Central counterparties (CCPs) are facing regulatory delays in efforts to provide margin efficiency between single-name and index credit default swaps (CDSs). This is an issue that could cause liquidity in the CDS market to evaporate unless it is resolved, dealers claim.
CME Group is also looking to provide cross-margining on single-name and index credit derivatives. It currently clears index trades, and says it is working with regulators to ensure it can deliver margin offsets once it begins clearing single-name CDS contracts. “Providing margin offsets between the single-name constituents and an index is something that makes complete sense and it is something that should be done, but it’s not yet do-able until we get approval on the methodology by both regulators. We are in the process of working through that right now,” says Laurent Paulhac, senior managing director of financial and OTC products and services at CME Group, based in New York.

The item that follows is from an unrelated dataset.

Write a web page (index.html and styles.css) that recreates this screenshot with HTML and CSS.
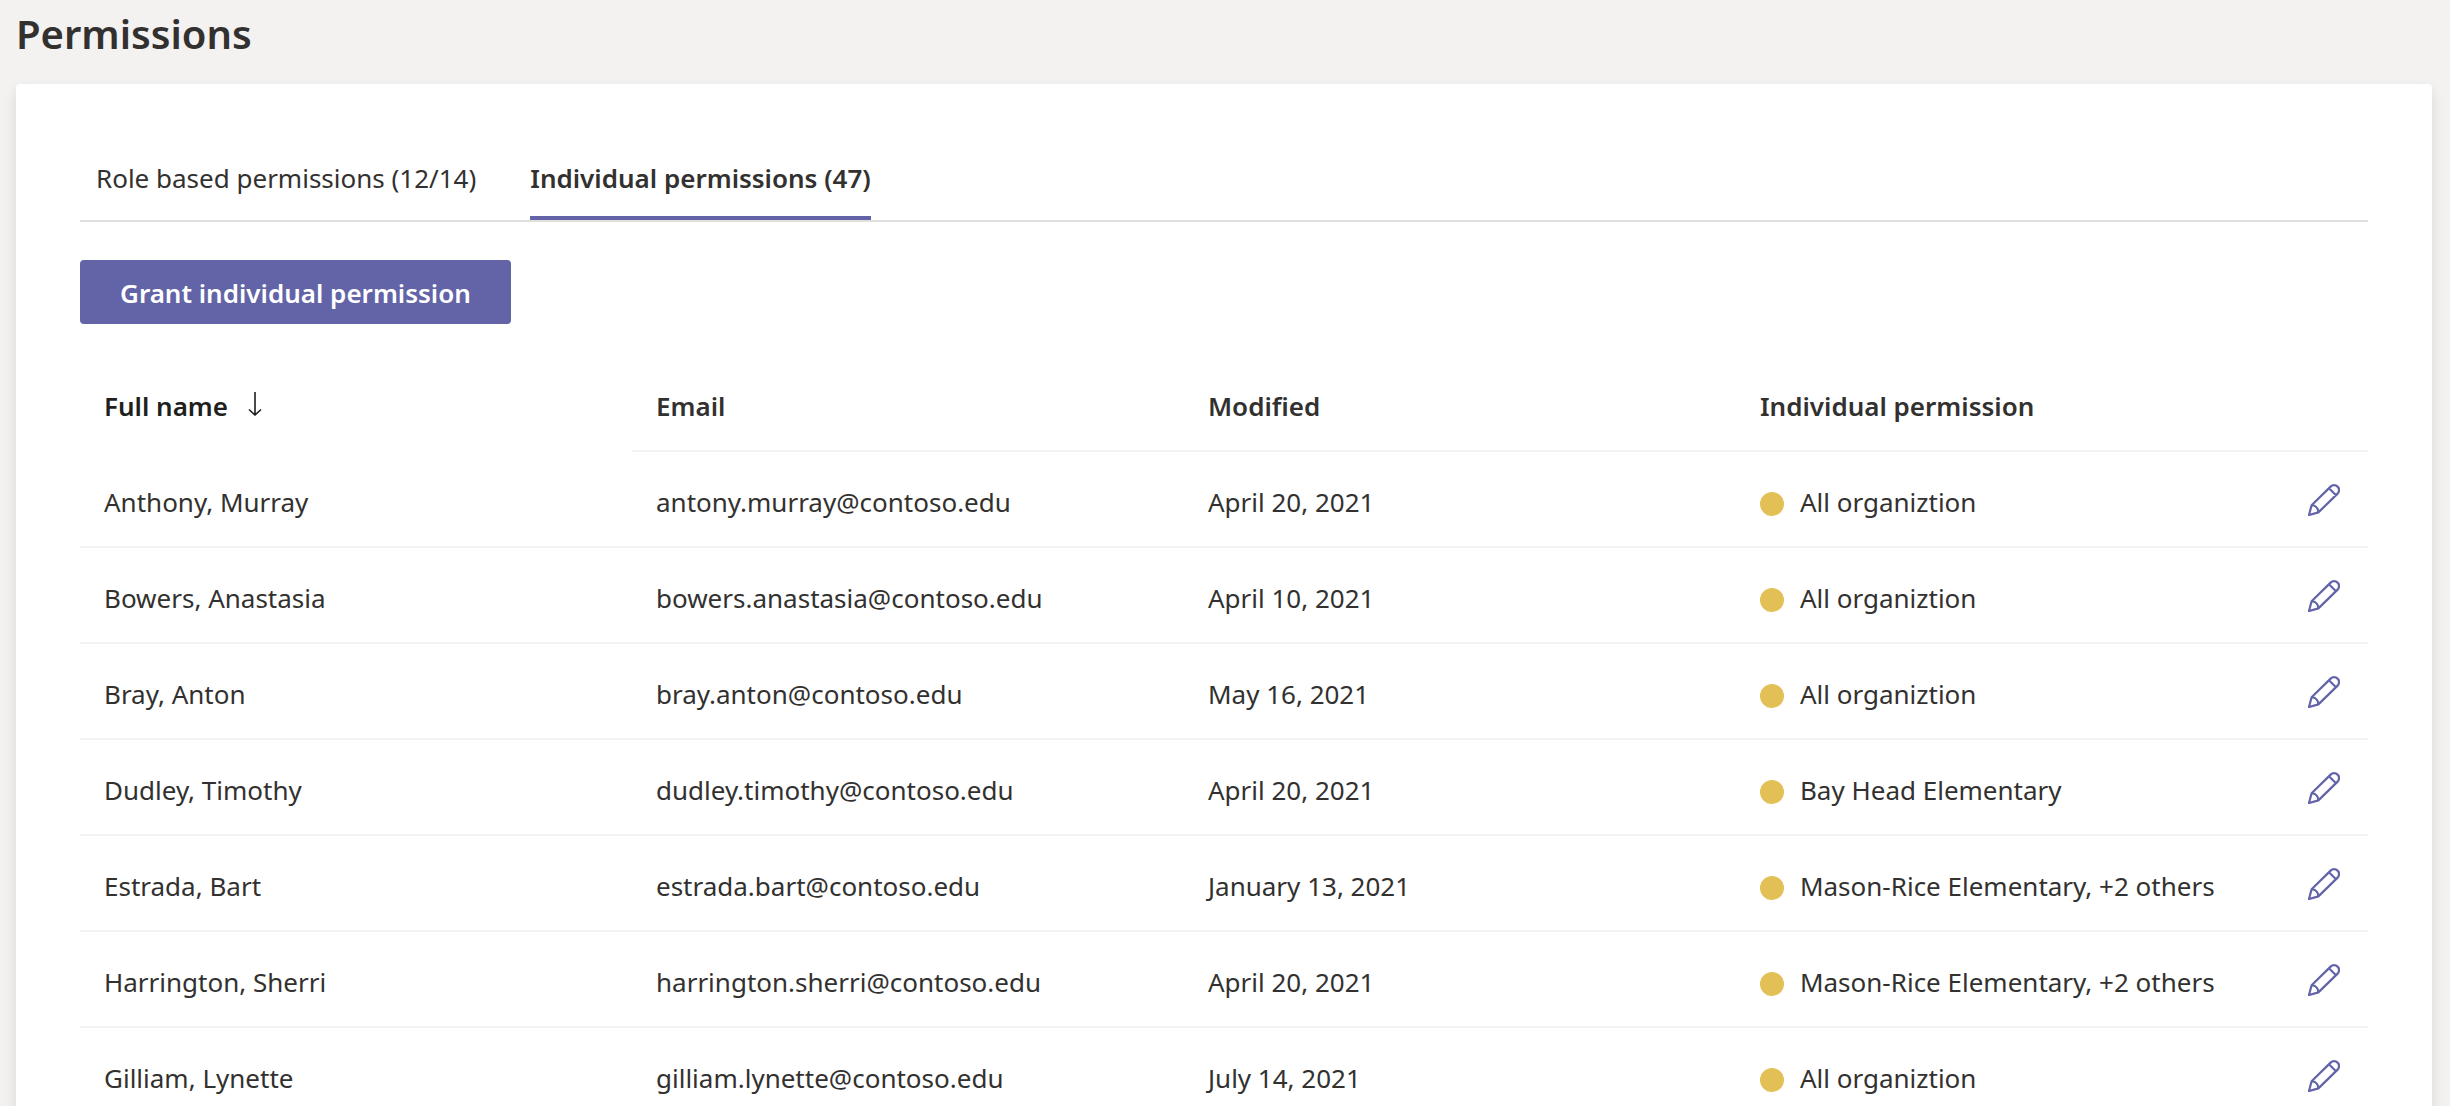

Index and single-name credit derivatives trades are typically collateralised on a portfolio basis in the bilateral market – and market participants claim it would be relatively straightforward to extend that to the clearing world. “Typically, asset managers and other market participants will take a view on a credit and then decide whether to express it in cash or derivatives form. So there’s a strong interplay between the bonds and the CDSs, and being able to capture that will hopefully be well-received and put us at a competitive advantage,” says Barsoom at Ice Clear Credit.
Sources close to the matter suggest that co-ordinating the efforts of the CFTC and SEC has been tricky. Barsoom believes the agencies agree with the idea in principle, but says the burden of writing myriad rules under the Dodd-Frank Act is having an impact on their ability to move forward. “Both commissions are stretched with having to complete rules they are required to write under Dodd-Frank. We’re taking every avenue to work with them and prioritise it. In principle, it’s definitely something they understand and get,” he says.
“The submission is being worked on by the CFTC and SEC,” confirmed a Washington, DC-based spokesman for the CFTC. A spokesman at the SEC says the agency recently requested more information from Ice Clear Credit, but would not comment further.
The hold-up does not augur well for other efforts to provide margin efficiency – a critical issue for OTC derivatives market participants given the huge amount of collateral that will be required for use as margin at CCPs and elsewhere. “There’s definitely a need for margin efficiencies. One of the ironies is that the stampede to clearing is going to have the effect of undoing those efficiencies, especially given the extent to which CCPs are specialising in different parts of the product space,” argues Craig Pirrong, professor of finance at the University of Houston.
The lack of margin efficiency in the CDS market may also have a deeper impact on liquidity in single-name credit derivatives once mandatory clearing requirements are in place. If trading indexes against single-name CDSs becomes less capital efficient, it could cause liquidity in single-name contracts to dry up, says Rafi at Citi.
“There is a fair amount of participants that trade index arbitrage, where you go short the index and long the single name CDS, or vice versa. If mandatory clearing comes into place and you aren’t able to get offsets between the two, that would make it too inefficient for buy-side participants to trade this strategy – and that could really reduce liquidity in both single-name and index CDSs,” she says.